Andrić confirms that the government of Avdullah Hoti has already been declared the “Government of Dialogue” and the expectation to enter into a dialogue with Belgrade is widespread.
“Commitment to ‘removing obstacles to dialogue’ is even one of the points of the coalition agreement between the Serbian List (minority party) and the LDK. I would be personally surprised that, if the new government survives, the dialogue does not happen, but it is to be expected that the agreement reached in that way will not be easily implemented. Hoti’s government has been struggling with the problem of legitimacy since day one. Therefore, it is difficult to expect that it will be able to implement any agreement that does not imply unconditional recognition,” Andrić explains adding that such an agreement, however, is not realistic to expect.

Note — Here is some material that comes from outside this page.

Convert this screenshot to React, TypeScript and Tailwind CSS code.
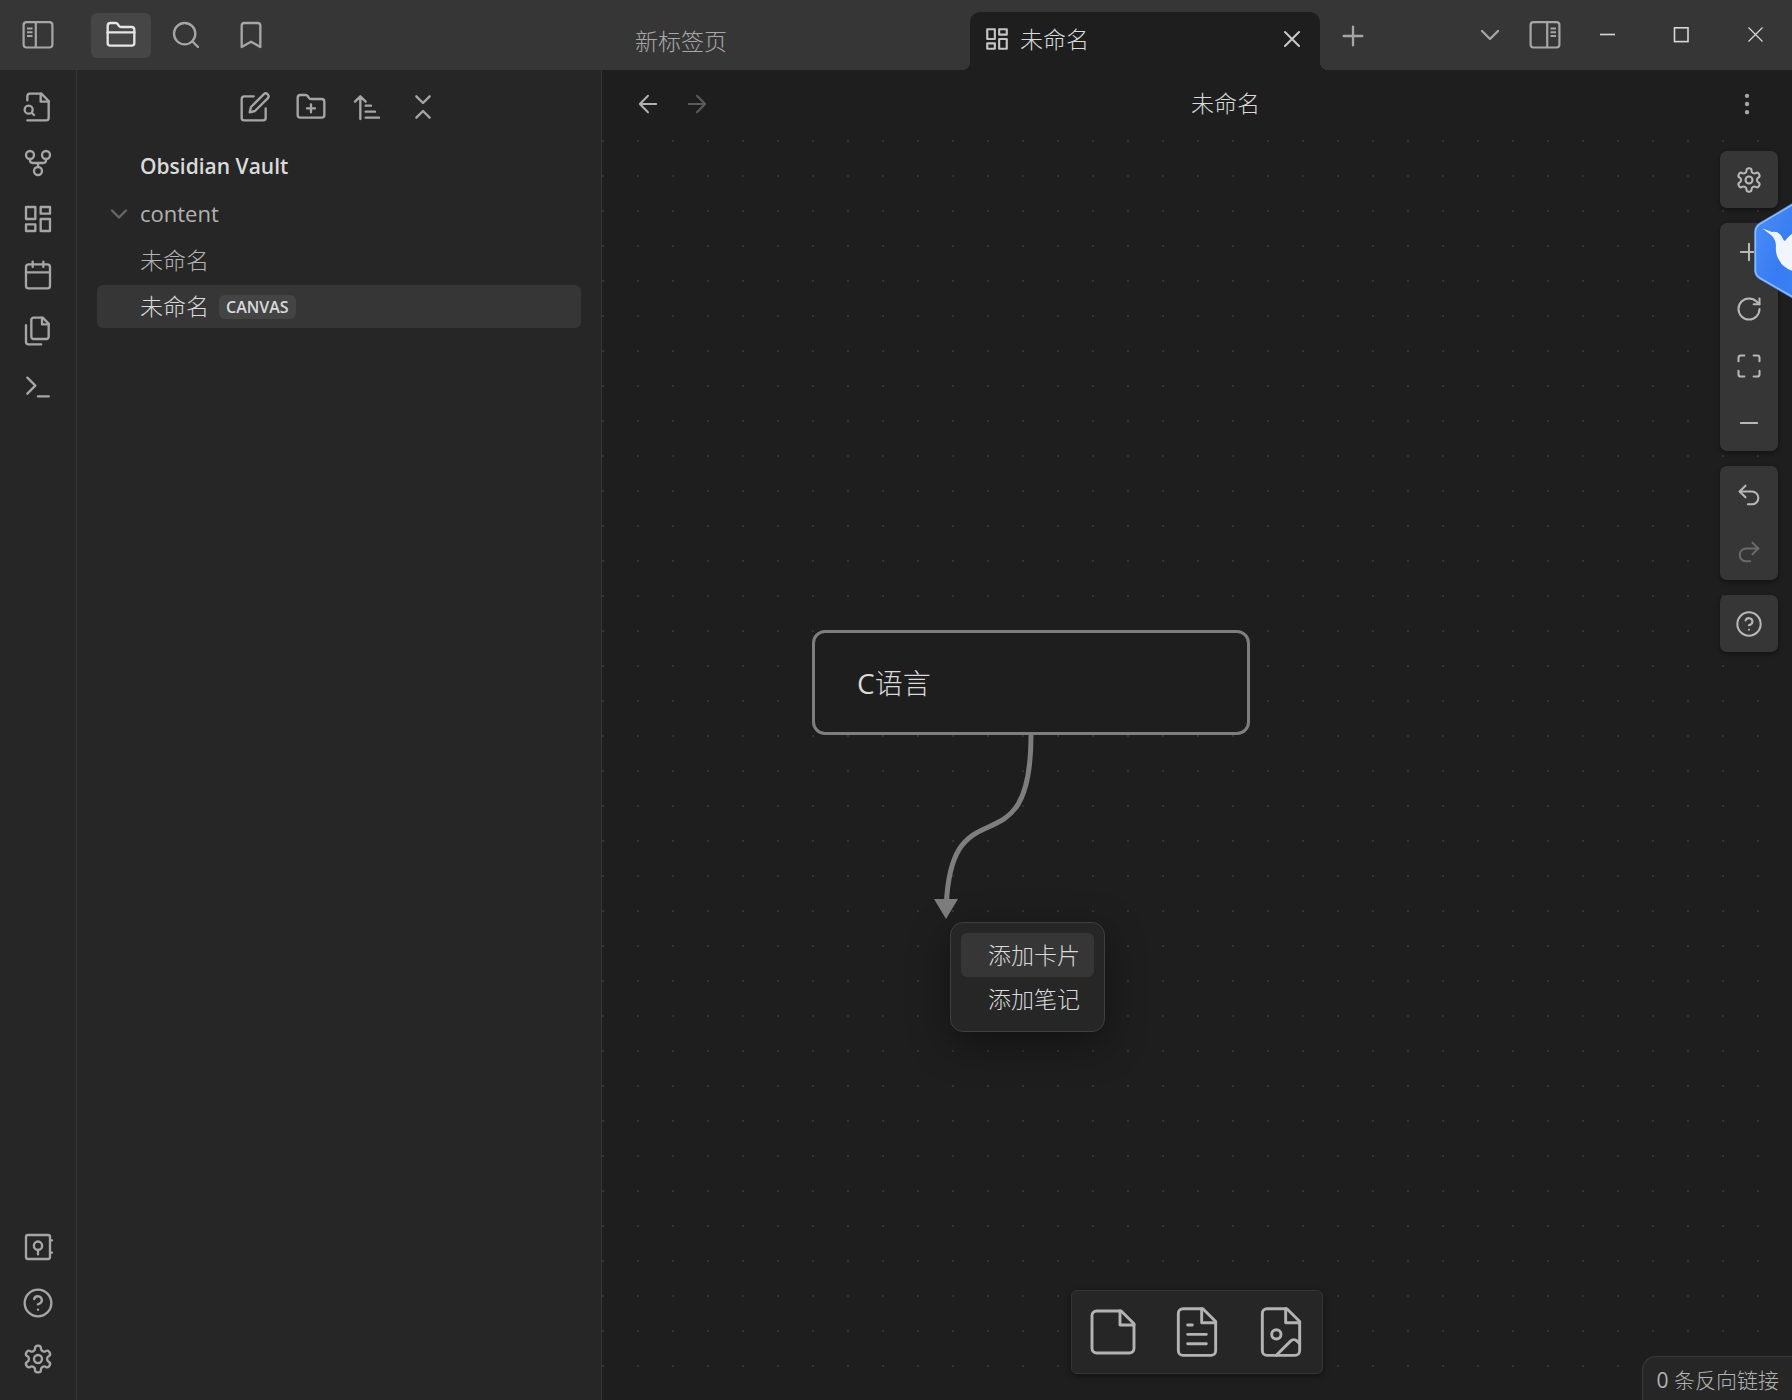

However, Emini described her expectation – which represents the general perception of public opinion in Kosovo – that the new government will be more willing to cooperate with President Thaçi.
“To be more precise, I expect that the government will subordinate to Thaçi and will have a minimal impact in shaping the final agreement (should that take place before the election in the US and in case if President Vučić is ready to move forward in the process). The government will be very weak in political power to push things forward and even weaker in the parliament. Thus, it is expected to serve as a political tool to finish the agreement with Serbia and then fall – paving the way for the next elections,” Emini explains.
However, she points out to the fact that if the dialogue does not result in the final agreement, the new government will serve as a tool to strengthen state capture and tighten the grip of the strong leaders seeking more control.
“Judging by the latest events, it is evident that the US will be the driving force behind the dialogue, it will be up to the EU to join the caravan or exclude itself from the process”, concludes Emini.